Virtual private grid: a command shell for utilizing hundreds of machines efficiently

https://doi.org/10.1016/S0167-739X(03)00036-0Get rights and content

Abstract

We describe design and implementation of virtual private grid (VPG), a shell that can utilize many machines distributed over multiple subnets. VPG works around common security policies (e.g., firewall, private IP, DHCP) that restrict communication between machines and even break uniqueness of IP addresses. VPG provides the following functions: (1) a unique nickname to each machine that does not depend on a DNS name or a fixed IP address; (2) job submissions to any nicknamed machine; (3) redirections from/to a file on any nicknamed machine; (4) pipes between commands executed on any nicknamed machine. VPG implements the above functions by constructing a self-stabilizing spanning tree among machines and forwarding messages via a path in the tree. We ran VPG on about 100 nodes (270 CPUs) and measured a turn around time of a small job submission with VPG and other tools: rsh, SSH, and globus-job-run. The experimental result shows that VPG can submit a job faster than SSH and globus-job-run, since VPG performs authentication only when it constructs a tree.

Introduction

Today, computer users commonly have an access to hundreds of machines across multiple subnets and geographically distributed places. In such environments, they can potentially achieve high performance for certain types of parallel applications (e.g., parameter sweep applications). Job submission tools, such as Condor [6] and PBS [11], enable a user to submit many jobs to clusters/supercomputers in a local network.

However, when available machines are distributed over multiple subnets, it becomes difficult and cumbersome to utilize them with these tools. We explain this problem below.

Machines distributed over multiple subnets are usually managed by different administrators, who impose various restrictions on their use for the sake of security and ease of administration. Examples of these restrictions are:

  • (1)

    Firewall. A firewall protects local machines from malicious attacks by restricting accesses from external machines. For example, IP filtering—a typical firewall configuration—restricts connections from/to machines with a particular IP address.

  • (2)

    Private IP. A private IP is an IP address that is visible only within a subnet. Machines outside a subnet cannot establish direct connections to machines that have only a private IP address.
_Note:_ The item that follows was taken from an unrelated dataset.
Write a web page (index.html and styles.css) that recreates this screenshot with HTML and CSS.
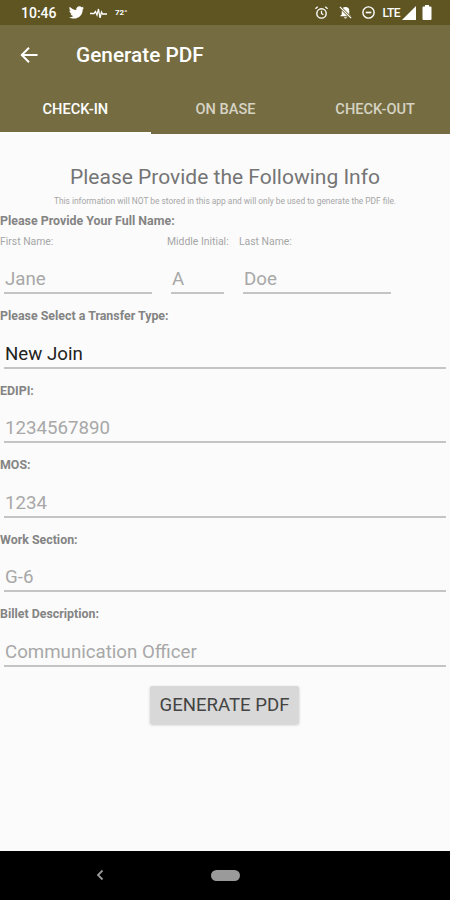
FILE: index.html
```html
<!DOCTYPE html>
<html lang="en">
<head>
    <meta charset="UTF-8">
    <meta name="viewport" content="width=device-width, initial-scale=1.0">
    <title>Generate PDF</title>
<link rel="stylesheet" href="styles.css">
</head>

<body>
<div class="status">
    <span class="time">10:46</span>
    <svg class="ic-bird" width="17" height="15" viewBox="0 0 24 22"><path fill="#fff" d="M23 3.900c-.8.400-1.700.600-2.600.700.900-.6 1.600-1.400 2-2.500-.9.500-1.800.900-2.900 1.100C18.700 2.300 17.500 1.800 16.200 1.800c-2.500 0-4.600 2-4.600 4.600 0 .400 0 .700.100 1C7.900 7.200 4.500 5.400 2.200 2.600c-.4.700-.6 1.500-.6 2.300 0 1.600.800 3 2 3.800-.7 0-1.400-.2-2.100-.6v.100c0 2.200 1.600 4.100 3.700 4.500-.7.200-1.400.200-2.100.100.600 1.800 2.300 3.100 4.300 3.200C5.800 17.200 3.300 18 .9 17.800c2.100 1.300 4.500 2.100 7.100 2.100 8.500 0 13.100-7 13.100-13.100v-.6c.8-.6 1.500-1.400 1.900-2.300z"/></svg>
    <svg class="ic-wave" width="18" height="10" viewBox="0 0 18 10"><path fill="none" stroke="#fff" stroke-width="1.300" d="M0 5.500h4l1.500-2 1.500 3.500 1.500-6 1.500 9 1.500-6 1 2h4.500"/></svg>
    <span class="temp">72°</span>
    <span class="status-right">
        <svg width="15" height="15" viewBox="0 0 16 16"><circle cx="8" cy="9" r="5" fill="none" stroke="#fff" stroke-width="1.500"/><path fill="none" stroke="#fff" stroke-width="1.300" d="M8 6v3l2 1.500M1.500 4L4 1.800M14.500 4L12 1.800"/></svg>
        <svg class="ic-mute" width="15" height="15" viewBox="0 0 16 16"><path fill="#fff" d="M8 2a4 4 0 0 0-4 4v4l-1.500 1.500v.5h11v-.5L12 10V6a4 4 0 0 0-4-4zM6.500 13a1.500 1.500 0 0 0 3 0z"/><path stroke="#5e5523" stroke-width="3" d="M2 2l12 12"/><path stroke="#fff" stroke-width="1.300" d="M2 2l12 12"/></svg>
        <svg class="ic-dnd" width="15" height="15" viewBox="0 0 16 16"><circle cx="8" cy="8" r="6" fill="none" stroke="#fff" stroke-width="1.500"/><path stroke="#fff" stroke-width="1.800" d="M5 8h6"/></svg>
        <span class="lte">LTE</span>
        <svg class="ic-signal" width="14" height="14" viewBox="0 0 14 14"><path fill="#fff" d="M14 0v14H0z"/></svg>
        <svg class="ic-batt" width="10" height="15" viewBox="0 0 10 15"><path fill="#fff" d="M3 0h4v1.500h1.500a1 1 0 0 1 1 1V14a1 1 0 0 1-1 1h-7a1 1 0 0 1-1-1V2.500a1 1 0 0 1 1-1H3z"/></svg>
    </span>
</div>

<div class="appbar">
    <svg class="back" width="20" height="20" viewBox="0 0 20 20"><path fill="none" stroke="#fff" stroke-width="2" d="M18.500 10H3M10 2.800L2.800 10l7.200 7.200"/></svg>
    <h1>Generate PDF</h1>
</div>

<div class="tabs">
    <a class="tab active">CHECK-IN</a>
    <a class="tab">ON BASE</a>
    <a class="tab">CHECK-OUT</a>
</div>

<div class="content">
    <h2>Please Provide the Following Info</h2>
    <p class="note">This information will NOT be stored in this app and will only be used to generate the PDF file.</p>

    <div class="label first">Please Provide Your Full Name:</div>
    <div class="name-row">
        <div class="col col-first"><span class="sub">First Name:</span><div class="field">Jane</div></div>
        <div class="col col-mid"><span class="sub">Middle Initial:</span><div class="field">A</div></div>
        <div class="col col-last"><span class="sub">Last Name:</span><div class="field">Doe</div></div>
    </div>

    <div class="label">Please Select a Transfer Type:</div>
    <div class="field wide dark">New Join</div>
    <div class="label">EDIPI:</div>
    <div class="field wide">1234567890</div>
    <div class="label">MOS:</div>
    <div class="field wide">1234</div>
    <div class="label">Work Section:</div>
    <div class="field wide">G-6</div>
    <div class="label">Billet Description:</div>
    <div class="field wide">Communication Officer</div>

    <div class="btn-row"><button>GENERATE PDF</button></div>
</div>

<div class="navbar">
    <svg width="10" height="12" viewBox="0 0 10 12"><path fill="none" stroke="#9a9a9a" stroke-width="1.800" d="M7.500 1.500L3 6l4.500 4.500"/></svg>
    <span class="pill"></span>
</div>
</body>
</html>
```

FILE: styles.css
```css
*{
	padding:0;
	margin:0;
	box-sizing:border-box;
	}
html,body{
	height:900px;
	overflow:hidden;
	}
body{
	width:450px;
	display:flex;
	flex-direction:column;
	background:#fbfbfb;
	font-family:Roboto,"Liberation Sans",sans-serif;
	}

.status{
	height:25px;
	background:#5e5523;
	color:#fff;
	display:flex;
	align-items:center;
	padding-left:21px;
	}
.time{
	font-size:14px;
	font-weight:500;
	width:47px;
	}
.ic-wave{
	margin-left:5px;
	}
.temp{
	font-size:8px;
	font-weight:700;
	margin-left:7px;
	}
.status-right{
	margin-left:auto;
	padding-right:18px;
	display:flex;
	align-items:center;
	}
.ic-mute{
	margin-left:9px;
	}
.ic-dnd{
	margin-left:8px;
	}
.lte{
	font-size:12px;
	font-weight:500;
	margin-left:6px;
	letter-spacing:-.5px;
	}
.ic-signal{
	margin-left:2px;
	}
.ic-batt{
	margin-left:6px;
	}

.appbar{
	height:60px;
	background:#756d41;
	display:flex;
	align-items:center;
	padding-left:19px;
	}
.appbar h1{
	font-size:20.8px;
	font-weight:500;
	color:#fff;
	margin-left:37px;
	}

.tabs{
	height:49px;
	background:#756d41;
	display:flex;
	}
.tab{
	width:150px;
	text-align:center;
	line-height:48px;
	font-size:14.6px;
	font-weight:500;
	color:#d6d3c4;
	}
.tab.active{
	width:151px;
	color:#fff;
	border-bottom:2px solid #fff;
	}

.content{
	flex:1;
	}
h2{
	font-size:21px;
	font-weight:400;
	color:#757575;
	text-align:center;
	margin-top:30px;
	line-height:26px;
	}
.note{
	font-size:8.4px;
	color:#a6a6a6;
	text-align:center;
	line-height:12px;
	margin-top:5px;
	}
.label{
	font-size:12.4px;
	font-weight:700;
	color:#848484;
	line-height:14px;
	margin-top:15px;
	}
.label.first{
	margin-top:7px;
	}
.name-row{
	display:flex;
	padding-left:4px;
	}
.col-first{
	width:167px;
	}
.col-mid{
	width:72px;
	}
.col-last{
	width:148px;
	}
.sub{
	display:block;
	font-size:10.4px;
	color:#a6a6a6;
	line-height:12px;
	margin:8px 0 0 -4px;
	white-space:nowrap;
	}
.field{
	font-size:18.7px;
	color:#a8a8a8;
	line-height:24px;
	height:45.5px;
	padding:18.5px 0 0 1px;
	border-bottom:2px solid #c4c4c4;
	}
.name-row .field{
	height:46px;
	padding-top:19px;
	}
.col-first .field{
	width:148px;
	}
.col-mid .field{
	width:53px;
	}
.wide{
	margin:0 4px;
	}
.dark{
	color:#222;
	}
.btn-row{
	display:flex;
	justify-content:center;
	margin-top:19.5px;
	padding-right:1px;
	}
button{
	width:149px;
	height:38px;
	border:none;
	border-radius:2px;
	background:#d8d8d8;
	color:#444;
	font-family:inherit;
	font-size:18.6px;
	white-space:nowrap;
	box-shadow:0 1px 3px rgba(0,0,0,.2);
	}

.navbar{
	height:49.5px;
	background:#000;
	display:flex;
	align-items:center;
	padding-left:95px;
	}
.pill{
	width:29px;
	height:11px;
	border-radius:6px;
	background:#9a9a9a;
	margin-left:106px;
	}
```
In addition, since a private IP address is visible only within a subnet, machines in different subnets may have the same private IP address without confusion. This breaks the uniqueness of IP addresses.

  • (3)

    DHCP client. DHCP is a mechanism that enables machines to extract their network configuration from a DHCP server. An IP address of a DHCP client changes dynamically whenever it extracts a new configuration (typically when it reboots).

Because of the above restrictions, machines cannot necessarily establish a direct connection to every other machine or may even not have unique addresses. Hence, a user may not submit a job easily across multiple subnets with existing tools; she/he has to work around the restrictions with ad hoc methods, which are found on a case-by-case basis with human intervention. For example, when submitting a job to machines behind a firewall, a user usually has to first log onto a gateway machine and then to the target. Accessing a DHCP client requires some database that stores its IP address. A situation becomes more complicated if those addresses are private IP addresses.

In addition, we must consider that the number of available machines is large (e.g., >100) and that the topology of the network usually changes dynamically (e.g., machines may crash or the network may become disconnected). These also make it difficult for a user to manually work around the administrative restrictions. For instance, a user has to know which machines are available at present, and she/he may need to find a new job forwarding route whenever a machine crashes.

To summarize, the administrative restrictions significantly increase the user’s cost for utilizing remote machines, and consequently, obstruct smooth utilization of computational resources. A user would like to have a solution in which all machines can be reached directly and transparently, with names fixed over time.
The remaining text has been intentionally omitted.